Just four days after Florida State shot 53.3% from 3-point range in a 60-58 win, Pittsburgh copied the blueprint with 61.9% shooting from downtown in an 88-76 overtime victory. The two teams combined to make 21 of 36 3-pointers, a sizzling 58.3% mark. The Hoos’ previous 12 opponents had combined to shoot just 28.9% from behind the line.

As a result, UVA stands at 1-2 in ACC play after back-to-back losses.

”There wasn’t enough real tough stingy defense to come away with a road win in a place like this,” Cavalier coach Tony Bennett said on the Virginia Sports Radio Network. ”Every time we’d get it close or take a little lead, there was either a breakdown or they’d hit a tough shot. Don’t get me wrong, they hit some tough ones. But it’s a very balanced, very tough league.”

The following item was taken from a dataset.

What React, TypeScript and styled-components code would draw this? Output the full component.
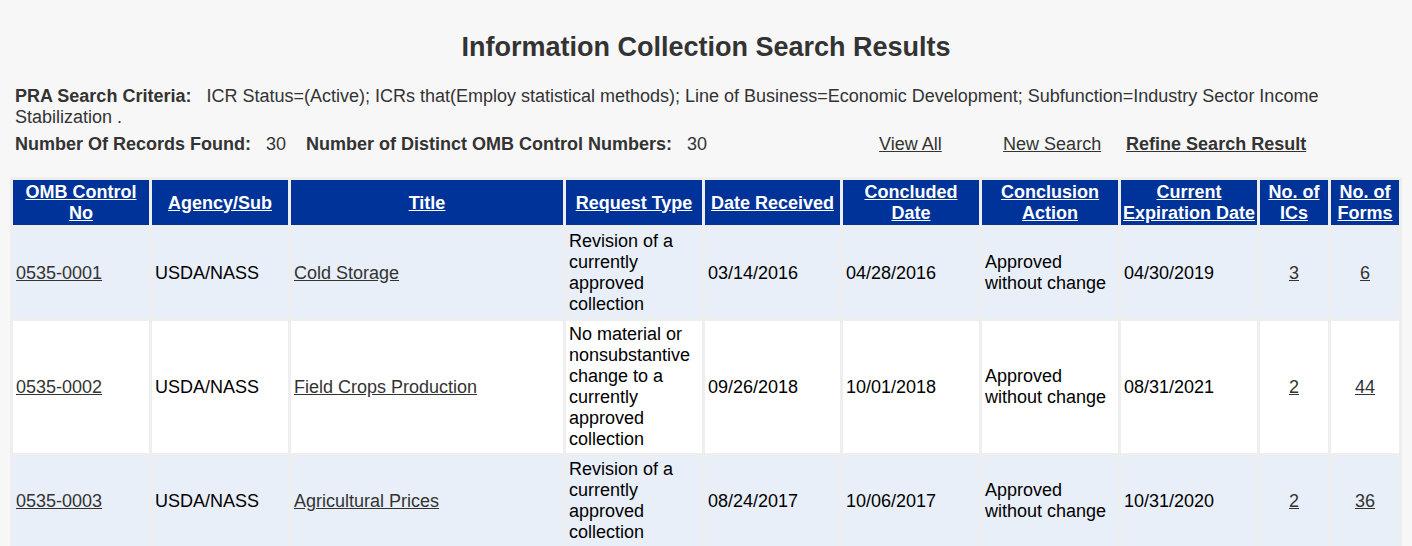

Pittsburgh’s Jamel Artis led the outside onslaught in the Oakland Zoo. He canned 6 of 7 3-pointers as part of a 24-point night. Cameron Johnson knocked down 4 of 5 3’s for 16 points, while Sheldon Jeter added 3 of 5 from long range for 16 points too. Jeter’s damage may have been the most crucial in the end because he made a pair of his 3-pointers in the overtime period. The first opened the scoring just 14 seconds in, while the second pushed the lead to 76-70 with 3:25 to go. Overall, the Panthers made 13 of 21 shots from outside the arc.

That early breathing room allowed Pitt to gain separation and it pushed the final margin to double digits eventually at the free throw line. The Panthers made 17 of 28 free throws in the game, compared to 2 of 5 freebies for the Hoos.

Overall, the hosts picked apart the defense to the tune of 53.7% shooting. The 3-point shooting played a big part of that, but Michael Young added 19 points with a lot of it coming through moves to the post. Pitt also grabbed 12 offensive rebounds for x second chance points, which was part of a 42-24 disparity on the boards.

”They got two very good scorers,” Bennett said on the Virginia Sports Radio Network. ”Artis scored 24 and Young had 19. They certainly took advantage of some mismatches at times. We were a little loose. We didn’t have good coverage on some post traps and they made us pay. We made a valiant effort to get the game to overtime, but it’s frustrating they jumped out to a quick 9-point lead. A couple of just open rhythm shots that I felt or wished we could have contested better.”

Young’s work and the rebounding issues seemed to be related at least in part to the heavy use of four guard lineups by Virginia. With the Panthers switching screens all over the floor, it disrupted the Wahoos’ screen-heavy approach and with the hot shooting starting early – Pittsburgh led 15-8 out of the gates – the coaches wanted to try to free up the offense and spacing.

That decision paid dividends in that regard. UVA placed five players in double figures with London Perrantes leading the way with 16 points on 6-of-9 shooting. Perrantes sent the game to overtime with 2.4 seconds remaining on a pull-up 3-point shot. That marked the second straight game that Virginia made a clutch triple in the final 10 seconds only to lose in the end.

Devon Hall added career-highs of 15 points and 9 rebounds. Marial Shayok scored 14 points, Darius Thompson had 11, and Jarred Reuter ended up with 10. All three of those players came off the bench as Kyle Guy got his first career start. He finished with 2 points on 1-of-7 shooting.

Virginia shot 49.3% from the floor and 40.0% from 3-point range, but that wasn’t enough to keep up with the 3’s and free throws from Pittsburgh.

”I thought we played well in spurts, but we’ve got to find a way to play all 40 minutes,” Perrantes said on the Virginia Sports Radio Network. ”We knew obviously that their offense was their strong suit and their defense, they like to switch it so we just didn’t want to settle. We wanted to create off the bounce, get into the lane, and knock down open shots.”